ANOTHER 50 or so revision documents were added to the application to relocate Hexham Middle School to the Queen Elizabeth High School site shortly before the planning decision will be taken.

Hexham’s residents might be forgiven for thinking that the developer was trying to avoid full public scrutiny.

From the very outset Northumberland County Council’s support for the colocation option, as promoted by Hadrian Learning Trust, has made it seem like a ‘done deal’.

Yet the proposal is contrary to many of its own planning policies. The allocation of £37m of public funding to the project at the same time provides the much-needed new school buildings.

But have we all been misled into believing that school facilities will only be rebuilt if this co-location goes ahead? There were other options.

This one brings the county council the potential for a windfall from selling off the middle school site for housing. That would add to the density of housing estates at Hexham’s east end, while simultaneously removing one of its very few community assets.

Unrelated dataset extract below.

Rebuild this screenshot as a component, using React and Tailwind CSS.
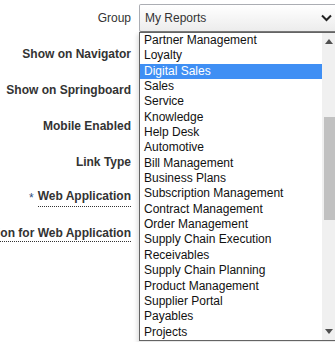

Serious concerns have been raised by many, including Hexham Civic Society, about the wisdom of clustering schools at the west end. There will be a 50 per cent increase in students travelling to the high school site, which already has traffic problems. This will risk student safety due to the inadequate infrastructure.

Imagine a typical afternoon round the Whetstone Bridge Road area in future. Sixteen large buses, numerous smaller ones, along with sixth formers cars, all attempting to leave the school site, just as parents arrive to pick up their children and somewhere near a thousand other students, some as young as nine, begin their walk home.